Не потеряв ни одного корабля и не проиграв ни одного сражения, Япония сломила мощь Китая, создала новую Корею, расширила собственную территорию и изменила всё политическое лицо Востока. Каким бы изумительным ни казалось это в политическом отношении, оно еще более изумительно в отношении психологическом, ибо в этом проявляется результат широкого раскрытия способностей, в существование которых у этой нации никто за границей никогда не верил, — способностей весьма и весьма высокого порядка. «Принятие западной цивилизации» на протяжении тридцатилетнего периода времени не может означать прибавления к японскому мозгу каких-либо отделов или способностей, ранее в нем отсутствовавших. Оно не может означать какой-либо неожиданной перемены в умственном или нравственном характере нации. Такие изменения не происходят на протяжении одного поколения. Восприятие чужой цивилизации происходит намного медленней, порой требуются сотни лет, чтобы произошли перемены в психологии нации. Следовательно, эти способности уже были заложены в японском характере, и достаточно было создать такие условия, чтобы они раскрылись.
Именно в этом свете Япония представляется выдающейся страной; самое необычное в процессе ее «озападнивания» — это то, что мозг нации смог вынести столь тяжелое потрясение. «Принятие западной цивилизации» не было для японцев столь простым делом, как это представляется не утруждающим себя размышлениями людям. Поэтому не вызывает удивления, что перестройка мышления, реализованная ценой, о которой еще будет сказано, принесла хорошие результаты только в тех направлениях, в которых нация всегда проявляла способности особого характера.
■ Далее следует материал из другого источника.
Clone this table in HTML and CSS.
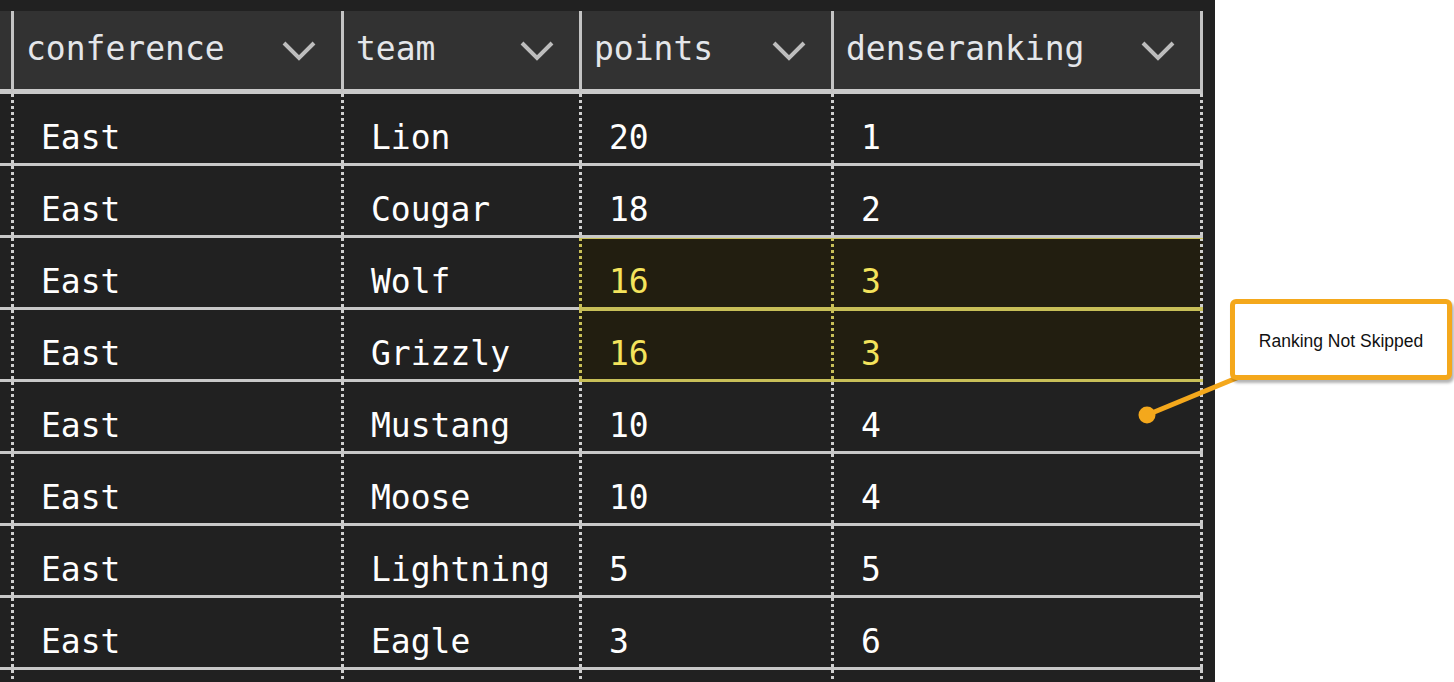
FILE: index.html
```html
<!DOCTYPE html>
<html lang="en">
<head>
<meta charset="utf-8">
<title>Dense ranking</title>
<link rel="stylesheet" href="styles.css">
</head>
<body>
<div class="page">
  <div class="panel">
    <div class="table">
      <div class="hcell edge"></div>
      <div class="hcell"><span>conference</span><svg class="chev" viewBox="0 0 34 20"><polyline points="2,2 17,17 32,2"/></svg></div>
      <div class="hcell"><span>team</span><svg class="chev" viewBox="0 0 34 20"><polyline points="2,2 17,17 32,2"/></svg></div>
      <div class="hcell"><span>points</span><svg class="chev" viewBox="0 0 34 20"><polyline points="2,2 17,17 32,2"/></svg></div>
      <div class="hcell last"><span>denseranking</span><svg class="chev" viewBox="0 0 34 20"><polyline points="2,2 17,17 32,2"/></svg></div>

      <div class="cell edge"></div><div class="cell">East</div><div class="cell">Lion</div><div class="cell">20</div><div class="cell last">1</div>
      <div class="cell edge"></div><div class="cell">East</div><div class="cell">Cougar</div><div class="cell">18</div><div class="cell last">2</div>
      <div class="cell edge"></div><div class="cell">East</div><div class="cell">Wolf</div><div class="cell hl">16</div><div class="cell hl last">3</div>
      <div class="cell edge"></div><div class="cell">East</div><div class="cell">Grizzly</div><div class="cell hl">16</div><div class="cell hl last">3</div>
      <div class="cell edge"></div><div class="cell">East</div><div class="cell">Mustang</div><div class="cell">10</div><div class="cell last">4</div>
      <div class="cell edge"></div><div class="cell">East</div><div class="cell">Moose</div><div class="cell">10</div><div class="cell last">4</div>
      <div class="cell edge"></div><div class="cell">East</div><div class="cell">Lightning</div><div class="cell">5</div><div class="cell last">5</div>
      <div class="cell edge"></div><div class="cell">East</div><div class="cell">Eagle</div><div class="cell">3</div><div class="cell last">6</div>
      <div class="cell edge"></div><div class="cell"></div><div class="cell"></div><div class="cell"></div><div class="cell last"></div>
    </div>
  </div>

  <svg class="connector" viewBox="0 0 110 60" width="110" height="60">
    <line x1="12" y1="45" x2="104" y2="7"/>
    <circle cx="12" cy="45" r="8.5"/>
  </svg>
  <div class="callout">Ranking Not Skipped</div>
</div>
</body>
</html>
```
FILE: styles.css
```css
html, body {
  margin: 0;
  padding: 0;
  background: #ffffff;
}

.page {
  position: relative;
  width: 1454px;
  height: 682px;
  overflow: hidden;
}

.panel {
  width: 1215px;
  height: 682px;
  background: #212121;
  padding-top: 11px;
  box-sizing: border-box;
  overflow: hidden;
}

.table {
  display: grid;
  grid-template-columns: 11px 330px 238px 252px 372px;
  font-family: "DejaVu Sans Mono", "Liberation Mono", monospace;
  font-size: 33px;
  line-height: 33px;
}

.hcell {
  height: 83px;
  box-sizing: border-box;
  background: #323232;
  border-bottom: 5px solid #c9c9c9;
  border-left: 3px solid #c4c4c4;
  display: flex;
  align-items: center;
  justify-content: space-between;
  padding: 0 25px 4px 12px;
  color: #e4e6ea;
}

.hcell.edge {
  border-left: none;
  padding: 0;
}

.hcell.last {
  border-right: 3px solid #c4c4c4;
}

.chev {
  width: 34px;
  height: 20px;
  margin-top: 6px;
  flex: none;
}

.chev polyline {
  fill: none;
  stroke: #bdbdbd;
  stroke-width: 4;
  stroke-linecap: butt;
  stroke-linejoin: miter;
}

.cell {
  height: 72px;
  box-sizing: border-box;
  border-bottom: 3px solid #c8c8c8;
  padding: 27px 0 0 30px;
  color: #ffffff;
  white-space: nowrap;
  background: linear-gradient(#cfcfcf 50%, transparent 50%) left top / 3px 6px repeat-y;
}

.cell.edge {
  background: none;
  padding: 0;
}

.cell.last {
  background:
    linear-gradient(#cfcfcf 50%, transparent 50%) left top / 3px 6px repeat-y,
    linear-gradient(#cfcfcf 50%, transparent 50%) right top / 3px 6px repeat-y;
}

.cell.hl {
  color: #f4e35c;
  background:
    linear-gradient(#c8bf58 50%, transparent 50%) left top / 3px 6px repeat-y,
    #221e10;
  border-bottom-color: #c8bf58;
  box-shadow: inset 0 1px 0 #c8bf58;
}

.cell.hl.last {
  background:
    linear-gradient(#c8bf58 50%, transparent 50%) left top / 3px 6px repeat-y,
    linear-gradient(#cfcfcf 50%, transparent 50%) right top / 3px 6px repeat-y,
    #221e10;
}

.connector {
  position: absolute;
  left: 1135px;
  top: 370px;
}

.connector line {
  stroke: #f4a81c;
  stroke-width: 5;
}

.connector circle {
  fill: #f4a81c;
}

.callout {
  position: absolute;
  left: 1230px;
  top: 299px;
  width: 222px;
  height: 81px;
  box-sizing: border-box;
  background: #ffffff;
  border: 5px solid #f4a81c;
  border-radius: 6px;
  box-shadow: 2px 3px 3px rgba(0, 0, 0, 0.3);
  display: flex;
  align-items: center;
  justify-content: center;
  font-family: "Liberation Sans", Arial, sans-serif;
  font-size: 17.5px;
  color: #111111;
  padding-top: 3px;
}
```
Так, восхитительно работают в японских руках западные промышленные достижения. То же самое можно сказать о профессиях, связанных с наукой. К медицине, прежде всего хирургии (в мире нет лучших хирургов, чем японцы), химии, микроскопии японский гений естественным образом приспособлен — во всех этих отраслях он проделал работу, о которой уже услышали во всем мире. В военном деле и государственном управлении он также показал удивительную мощь, что тоже не вызывает удивления — на протяжении всей своей истории японцы характеризовались как способные воины и политики. Однако ничего примечательного не было совершено ими в направлениях, чуждых национальному гению. В том, что касается, например, западной музыки, искусства и литературы, время, по-видимому, было потрачено напрасно[148]
. Эти предметы чрезвычайно притягательны для нашей эмоциональной жизни, но для японской эмоциональной жизни они не обладают столь же сильной притягательностью. Всякий серьезный мыслитель знает, что психическое преобразование конкретной личности через образование невозможно. Полагать, что эмоциональный характер какой-либо восточной нации может быть преобразован за короткий тридцатилетний период благодаря контакту с западными идеями, совершенно абсурдно. Эмоциональная жизнь, которая старше и глубже интеллектуальной жизни, может быть внезапно изменена в силу изменения жизненной среды не больше, чем поверхность зеркала может быть изменена появляющимися на нем отражениями. Всё, что Япония была способна совершить столь поразительно хорошо, она совершила без какого-либо само-преобразования, и те, кто воображают себе Японию сегодня нам эмоционально более близкой, чем она могла быть тридцать лет назад, игнорируют бесспорные факты.Благожелательность всегда ограничена пониманием. Мы можем относиться благожелательно к чему-либо лишь в той степени, в какой понимаем это явление. Сложные чувства жителя Востока составлены из сочетаний жизненных опытов, унаследованных и индивидуальных, не имеющих сколько-нибудь точного соответствия в западной жизни, и по этой причине мы не можем их понимать полностью. Точно так же японцы не могут, даже если бы хотели, понимать европейцев и, значит, относиться к ним с наибольшей благожелательностью.
Человеку Запада по-прежнему невозможно различить истинную окраску японской жизни — интеллектуальной или эмоциональной, которые плотно переплетены между собой; в то же время он убежден в том, что она проигрывает его собственной. Жизнь японца изысканна, она таит в себе тонкие потенциальные возможности редчайшей привлекательности, но при этом, если судить по видимым и поддающимся измерению проявлениям, она настолько тускла, что западная жизнь в сравнении с ней выглядит почти что сверхъестественной. Если судить таким образом, то можно сделать вывод о невероятном контрасте между эмоциональным и интеллектуальным мирами Запада и Востока! Это различие даже менее поразительно, чем разница между улицами с деревянными тротуарами японской столицы и городскими магистралями Парижа или Лондона.